Which schools and programs does Prodigy Finance fund?
It funds a curated list of high-ranked global Master’s programs, weighted heavily toward elite MBA, finance and STEM courses at well-known universities. It does not fund most undergraduate degrees, mid-ranked programs, or any course not on its supported list. The school and program are the first and hardest eligibility gate, and most Indian students who are turned away fail at this step. Confirm in writing that your exact program is eligible before you treat Prodigy as a funding source.
Is Prodigy Finance cheaper than an Indian education loan?
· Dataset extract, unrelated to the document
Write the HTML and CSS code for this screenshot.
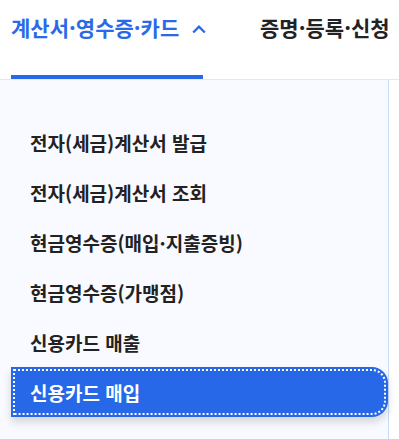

Rarely, once everything is counted. The headline APR can look competitive, but the foreign-currency denomination adds forex risk, there is an origination fee, and you usually lose the 80E tax deduction and any central interest subsidy that a scheduled-bank rupee loan would carry. For a borrower who returns to India and earns in rupees, a weakening rupee can push the real cost several lakh above a comparable rupee loan. Prodigy wins on access, when no rupee lender will fund you, not on price.
How do I repay a Prodigy loan from India?
You repay each EMI as an outward foreign-currency remittance under the Liberalised Remittance Scheme, converting rupees to the loan currency on each payment. This involves the A2 form, LRS reporting, bank remittance charges and a currency conversion spread on every EMI, none of which a simple rupee auto-debit needs. The regulatory framework is set by the RBI. Budget for these recurring costs and the operational effort, because they add to the real cost of a foreign-currency loan repaid from India.